Do this:
Return every line below in which "components" appears.

Material provided:

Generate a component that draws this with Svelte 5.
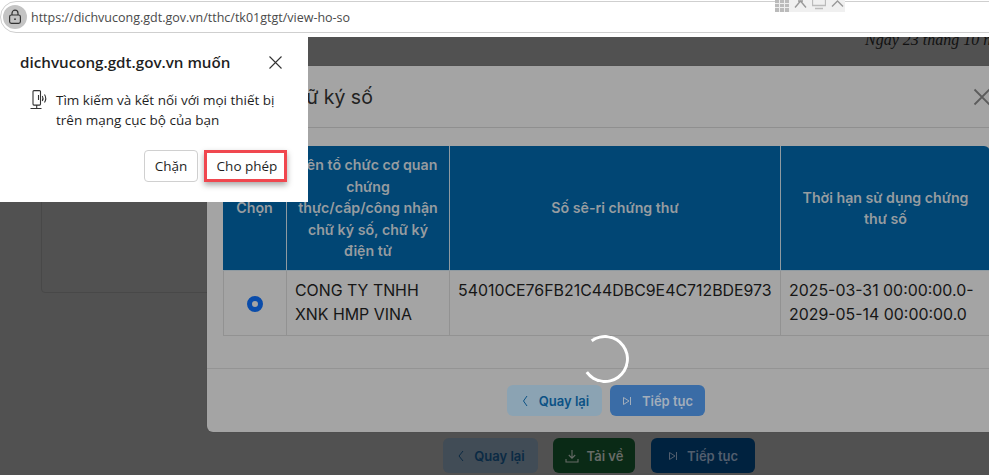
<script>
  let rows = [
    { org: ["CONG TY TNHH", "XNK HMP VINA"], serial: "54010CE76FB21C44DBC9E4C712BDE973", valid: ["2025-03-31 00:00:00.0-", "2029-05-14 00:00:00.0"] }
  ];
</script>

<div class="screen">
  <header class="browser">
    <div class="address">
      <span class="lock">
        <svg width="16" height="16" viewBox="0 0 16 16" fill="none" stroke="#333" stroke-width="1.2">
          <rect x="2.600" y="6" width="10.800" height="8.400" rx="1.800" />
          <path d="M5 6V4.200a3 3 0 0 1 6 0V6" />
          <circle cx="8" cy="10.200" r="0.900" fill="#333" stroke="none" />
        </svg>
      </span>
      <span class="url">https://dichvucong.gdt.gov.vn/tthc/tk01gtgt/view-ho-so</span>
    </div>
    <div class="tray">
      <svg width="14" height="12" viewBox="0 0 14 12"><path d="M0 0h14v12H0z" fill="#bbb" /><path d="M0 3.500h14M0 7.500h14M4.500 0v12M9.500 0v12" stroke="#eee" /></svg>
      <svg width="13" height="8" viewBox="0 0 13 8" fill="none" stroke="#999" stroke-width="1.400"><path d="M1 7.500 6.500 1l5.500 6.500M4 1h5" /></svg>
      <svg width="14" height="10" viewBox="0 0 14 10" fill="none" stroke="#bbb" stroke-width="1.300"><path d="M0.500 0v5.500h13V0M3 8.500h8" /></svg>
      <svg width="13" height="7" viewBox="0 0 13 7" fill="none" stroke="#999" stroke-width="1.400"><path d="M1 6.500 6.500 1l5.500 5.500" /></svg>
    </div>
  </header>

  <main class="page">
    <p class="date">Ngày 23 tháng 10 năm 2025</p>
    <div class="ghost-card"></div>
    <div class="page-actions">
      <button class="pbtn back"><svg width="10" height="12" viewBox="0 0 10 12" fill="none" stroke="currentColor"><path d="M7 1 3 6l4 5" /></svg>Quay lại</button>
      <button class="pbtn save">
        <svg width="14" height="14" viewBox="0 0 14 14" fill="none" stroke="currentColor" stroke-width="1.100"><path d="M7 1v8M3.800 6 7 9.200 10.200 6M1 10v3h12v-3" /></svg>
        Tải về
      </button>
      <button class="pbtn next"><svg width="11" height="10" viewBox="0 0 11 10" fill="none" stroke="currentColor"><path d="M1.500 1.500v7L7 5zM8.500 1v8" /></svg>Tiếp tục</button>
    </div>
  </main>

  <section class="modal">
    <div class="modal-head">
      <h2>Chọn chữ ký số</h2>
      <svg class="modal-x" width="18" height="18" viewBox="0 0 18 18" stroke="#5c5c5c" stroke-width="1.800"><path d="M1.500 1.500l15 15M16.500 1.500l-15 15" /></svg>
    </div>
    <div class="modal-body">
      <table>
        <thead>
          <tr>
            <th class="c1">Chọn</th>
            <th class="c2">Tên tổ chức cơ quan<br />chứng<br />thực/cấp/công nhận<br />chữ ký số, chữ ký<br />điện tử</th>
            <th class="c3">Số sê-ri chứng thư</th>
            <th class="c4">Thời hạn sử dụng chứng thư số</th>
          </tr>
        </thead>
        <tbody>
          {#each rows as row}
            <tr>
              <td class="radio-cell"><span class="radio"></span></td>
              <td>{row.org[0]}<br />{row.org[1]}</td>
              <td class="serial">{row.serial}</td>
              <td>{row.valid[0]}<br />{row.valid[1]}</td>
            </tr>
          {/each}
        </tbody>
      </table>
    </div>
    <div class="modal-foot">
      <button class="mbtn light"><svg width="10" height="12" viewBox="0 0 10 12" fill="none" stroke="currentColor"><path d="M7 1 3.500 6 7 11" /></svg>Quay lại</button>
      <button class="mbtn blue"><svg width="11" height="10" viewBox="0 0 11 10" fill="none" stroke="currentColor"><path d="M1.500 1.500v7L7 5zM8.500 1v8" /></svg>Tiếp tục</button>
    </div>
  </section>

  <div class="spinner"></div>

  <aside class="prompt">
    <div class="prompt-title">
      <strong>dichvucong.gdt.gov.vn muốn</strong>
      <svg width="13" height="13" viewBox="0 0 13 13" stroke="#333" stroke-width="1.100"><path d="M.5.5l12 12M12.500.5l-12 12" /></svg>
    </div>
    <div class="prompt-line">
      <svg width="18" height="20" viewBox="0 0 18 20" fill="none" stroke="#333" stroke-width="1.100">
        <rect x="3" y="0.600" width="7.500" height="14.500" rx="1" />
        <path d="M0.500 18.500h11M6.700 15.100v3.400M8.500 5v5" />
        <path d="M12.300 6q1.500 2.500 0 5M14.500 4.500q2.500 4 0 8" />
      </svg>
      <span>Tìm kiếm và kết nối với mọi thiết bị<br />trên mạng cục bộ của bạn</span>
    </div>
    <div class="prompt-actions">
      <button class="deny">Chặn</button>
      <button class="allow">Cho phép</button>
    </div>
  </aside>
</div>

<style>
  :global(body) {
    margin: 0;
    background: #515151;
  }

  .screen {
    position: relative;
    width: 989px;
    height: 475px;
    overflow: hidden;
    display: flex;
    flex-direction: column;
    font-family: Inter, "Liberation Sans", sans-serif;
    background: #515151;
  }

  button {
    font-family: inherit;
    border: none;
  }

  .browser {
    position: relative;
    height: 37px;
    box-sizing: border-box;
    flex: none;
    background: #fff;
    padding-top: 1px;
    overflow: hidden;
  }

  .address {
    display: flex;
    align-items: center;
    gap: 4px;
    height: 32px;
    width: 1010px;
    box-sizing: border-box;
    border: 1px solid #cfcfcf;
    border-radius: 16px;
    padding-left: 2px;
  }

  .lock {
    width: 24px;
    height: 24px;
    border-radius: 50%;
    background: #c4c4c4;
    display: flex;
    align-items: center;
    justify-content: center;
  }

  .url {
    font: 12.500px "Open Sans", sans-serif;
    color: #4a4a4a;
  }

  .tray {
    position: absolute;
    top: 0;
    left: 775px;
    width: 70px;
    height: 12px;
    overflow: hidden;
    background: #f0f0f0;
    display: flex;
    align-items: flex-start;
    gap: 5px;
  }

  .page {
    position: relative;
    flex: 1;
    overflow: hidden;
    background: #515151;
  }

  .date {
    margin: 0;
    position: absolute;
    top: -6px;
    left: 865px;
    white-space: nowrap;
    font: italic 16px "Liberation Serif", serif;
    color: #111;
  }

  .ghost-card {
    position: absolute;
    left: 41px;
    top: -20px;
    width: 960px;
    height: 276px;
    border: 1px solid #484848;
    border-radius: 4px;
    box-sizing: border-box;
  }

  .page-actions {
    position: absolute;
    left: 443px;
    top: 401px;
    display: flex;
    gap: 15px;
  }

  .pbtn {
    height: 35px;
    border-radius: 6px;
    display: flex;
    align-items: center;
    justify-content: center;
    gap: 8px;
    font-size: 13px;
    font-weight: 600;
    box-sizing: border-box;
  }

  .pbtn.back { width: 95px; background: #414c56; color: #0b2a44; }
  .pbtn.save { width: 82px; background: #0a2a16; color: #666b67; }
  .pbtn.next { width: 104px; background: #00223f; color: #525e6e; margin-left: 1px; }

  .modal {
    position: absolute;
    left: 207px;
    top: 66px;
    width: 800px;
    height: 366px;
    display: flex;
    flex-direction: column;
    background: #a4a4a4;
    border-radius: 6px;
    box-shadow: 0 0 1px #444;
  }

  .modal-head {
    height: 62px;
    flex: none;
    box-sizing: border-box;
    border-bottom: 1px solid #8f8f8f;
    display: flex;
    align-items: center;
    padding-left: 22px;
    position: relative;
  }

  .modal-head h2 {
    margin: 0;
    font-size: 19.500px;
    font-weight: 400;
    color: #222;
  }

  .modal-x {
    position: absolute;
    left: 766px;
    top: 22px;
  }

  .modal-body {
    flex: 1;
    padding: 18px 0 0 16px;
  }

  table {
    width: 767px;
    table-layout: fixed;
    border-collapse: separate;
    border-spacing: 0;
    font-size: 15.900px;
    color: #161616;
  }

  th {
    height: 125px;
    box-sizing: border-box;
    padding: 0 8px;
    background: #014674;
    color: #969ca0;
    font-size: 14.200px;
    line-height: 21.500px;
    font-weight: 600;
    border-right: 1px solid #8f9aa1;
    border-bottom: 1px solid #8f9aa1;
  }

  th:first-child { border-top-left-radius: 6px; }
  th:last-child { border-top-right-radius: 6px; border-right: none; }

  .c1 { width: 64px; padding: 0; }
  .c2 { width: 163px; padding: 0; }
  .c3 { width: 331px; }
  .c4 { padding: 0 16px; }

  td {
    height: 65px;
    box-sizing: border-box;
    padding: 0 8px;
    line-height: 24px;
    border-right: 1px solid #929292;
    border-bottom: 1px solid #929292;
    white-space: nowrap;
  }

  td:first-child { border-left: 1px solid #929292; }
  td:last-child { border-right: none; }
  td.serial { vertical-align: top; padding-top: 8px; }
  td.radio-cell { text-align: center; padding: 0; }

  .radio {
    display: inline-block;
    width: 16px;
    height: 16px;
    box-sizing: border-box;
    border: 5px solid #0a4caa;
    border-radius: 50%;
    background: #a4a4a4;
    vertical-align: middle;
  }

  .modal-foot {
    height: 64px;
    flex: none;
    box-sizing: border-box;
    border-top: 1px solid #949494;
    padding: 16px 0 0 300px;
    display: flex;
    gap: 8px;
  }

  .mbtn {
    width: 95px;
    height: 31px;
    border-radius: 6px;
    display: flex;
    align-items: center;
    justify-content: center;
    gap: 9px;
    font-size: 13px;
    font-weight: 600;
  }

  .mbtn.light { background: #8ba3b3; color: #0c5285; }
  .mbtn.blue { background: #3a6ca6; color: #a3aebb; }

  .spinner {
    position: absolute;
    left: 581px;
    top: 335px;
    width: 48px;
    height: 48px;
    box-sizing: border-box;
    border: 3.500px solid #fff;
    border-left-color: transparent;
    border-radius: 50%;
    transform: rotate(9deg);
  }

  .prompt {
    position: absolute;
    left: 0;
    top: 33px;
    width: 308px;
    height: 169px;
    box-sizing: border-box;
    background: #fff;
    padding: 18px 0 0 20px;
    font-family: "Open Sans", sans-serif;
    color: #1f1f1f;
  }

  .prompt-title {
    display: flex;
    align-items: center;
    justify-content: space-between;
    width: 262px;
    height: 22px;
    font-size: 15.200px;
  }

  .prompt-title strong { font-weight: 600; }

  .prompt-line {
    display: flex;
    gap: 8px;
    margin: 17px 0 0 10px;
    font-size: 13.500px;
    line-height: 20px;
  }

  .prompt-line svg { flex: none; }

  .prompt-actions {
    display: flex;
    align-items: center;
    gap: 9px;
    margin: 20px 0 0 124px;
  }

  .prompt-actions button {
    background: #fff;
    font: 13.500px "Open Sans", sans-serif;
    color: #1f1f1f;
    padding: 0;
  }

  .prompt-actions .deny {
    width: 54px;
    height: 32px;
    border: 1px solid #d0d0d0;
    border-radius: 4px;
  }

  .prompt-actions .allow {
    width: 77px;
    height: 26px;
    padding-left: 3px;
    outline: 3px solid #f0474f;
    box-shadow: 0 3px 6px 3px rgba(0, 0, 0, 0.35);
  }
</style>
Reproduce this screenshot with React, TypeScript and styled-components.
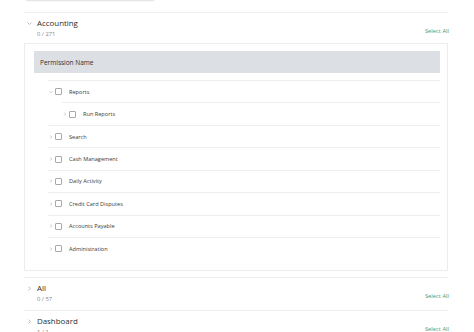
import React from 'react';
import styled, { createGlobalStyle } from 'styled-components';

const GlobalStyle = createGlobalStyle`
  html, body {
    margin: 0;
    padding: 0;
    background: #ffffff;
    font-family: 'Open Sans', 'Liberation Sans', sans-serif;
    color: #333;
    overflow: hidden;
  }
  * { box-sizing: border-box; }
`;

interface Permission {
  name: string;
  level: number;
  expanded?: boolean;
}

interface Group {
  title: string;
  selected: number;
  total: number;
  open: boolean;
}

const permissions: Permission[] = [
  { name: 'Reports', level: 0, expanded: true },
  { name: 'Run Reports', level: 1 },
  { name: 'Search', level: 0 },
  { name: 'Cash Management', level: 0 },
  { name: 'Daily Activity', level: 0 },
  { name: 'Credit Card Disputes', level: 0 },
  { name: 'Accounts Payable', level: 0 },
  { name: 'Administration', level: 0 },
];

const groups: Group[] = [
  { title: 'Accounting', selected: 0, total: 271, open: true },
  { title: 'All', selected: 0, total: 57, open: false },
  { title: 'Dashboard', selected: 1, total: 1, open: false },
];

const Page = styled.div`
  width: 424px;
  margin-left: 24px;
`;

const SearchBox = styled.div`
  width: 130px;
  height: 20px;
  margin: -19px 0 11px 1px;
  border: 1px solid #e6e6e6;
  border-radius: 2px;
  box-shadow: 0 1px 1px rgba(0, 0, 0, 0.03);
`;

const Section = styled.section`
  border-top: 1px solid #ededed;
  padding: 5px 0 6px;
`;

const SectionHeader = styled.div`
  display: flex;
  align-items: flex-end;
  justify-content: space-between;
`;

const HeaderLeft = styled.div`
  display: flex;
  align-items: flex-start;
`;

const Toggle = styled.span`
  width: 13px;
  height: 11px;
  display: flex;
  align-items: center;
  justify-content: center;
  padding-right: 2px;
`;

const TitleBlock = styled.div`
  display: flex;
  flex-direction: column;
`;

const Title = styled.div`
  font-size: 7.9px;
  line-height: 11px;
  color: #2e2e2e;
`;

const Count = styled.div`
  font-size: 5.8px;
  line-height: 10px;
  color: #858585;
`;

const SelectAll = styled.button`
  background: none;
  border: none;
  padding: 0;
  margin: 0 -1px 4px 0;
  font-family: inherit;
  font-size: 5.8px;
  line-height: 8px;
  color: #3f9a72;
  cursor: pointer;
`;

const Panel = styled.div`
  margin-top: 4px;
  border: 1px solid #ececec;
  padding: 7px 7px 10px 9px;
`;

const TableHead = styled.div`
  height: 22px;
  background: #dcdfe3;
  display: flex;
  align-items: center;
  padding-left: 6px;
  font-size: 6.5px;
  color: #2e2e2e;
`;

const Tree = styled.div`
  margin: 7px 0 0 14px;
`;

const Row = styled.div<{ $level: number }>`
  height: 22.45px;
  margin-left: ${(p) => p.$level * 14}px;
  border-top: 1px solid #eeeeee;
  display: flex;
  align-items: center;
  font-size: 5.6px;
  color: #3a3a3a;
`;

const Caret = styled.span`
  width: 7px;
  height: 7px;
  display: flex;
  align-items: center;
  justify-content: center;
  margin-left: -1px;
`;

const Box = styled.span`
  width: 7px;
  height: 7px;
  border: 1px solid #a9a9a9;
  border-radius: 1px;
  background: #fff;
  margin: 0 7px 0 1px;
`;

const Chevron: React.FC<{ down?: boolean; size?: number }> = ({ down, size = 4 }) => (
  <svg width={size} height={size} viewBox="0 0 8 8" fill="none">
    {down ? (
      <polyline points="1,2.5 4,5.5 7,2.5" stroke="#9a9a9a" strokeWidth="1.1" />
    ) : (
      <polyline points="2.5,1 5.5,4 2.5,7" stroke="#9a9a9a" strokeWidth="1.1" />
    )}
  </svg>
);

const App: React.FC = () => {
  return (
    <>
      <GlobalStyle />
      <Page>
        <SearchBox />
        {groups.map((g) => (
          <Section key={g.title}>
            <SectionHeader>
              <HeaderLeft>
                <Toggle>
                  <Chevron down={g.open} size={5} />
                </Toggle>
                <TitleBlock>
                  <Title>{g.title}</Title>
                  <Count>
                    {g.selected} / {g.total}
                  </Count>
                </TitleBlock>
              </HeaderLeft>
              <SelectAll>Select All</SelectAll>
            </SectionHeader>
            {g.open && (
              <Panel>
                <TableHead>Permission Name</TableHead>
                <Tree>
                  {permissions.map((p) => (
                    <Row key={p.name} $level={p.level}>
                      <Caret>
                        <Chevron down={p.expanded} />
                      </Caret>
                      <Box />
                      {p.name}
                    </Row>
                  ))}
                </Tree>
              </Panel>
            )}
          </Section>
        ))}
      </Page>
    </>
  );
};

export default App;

Result for this task:
Reproduce this screenshot with React, TypeScript and styled-components.
import styled, { createGlobalStyle } from 'styled-components';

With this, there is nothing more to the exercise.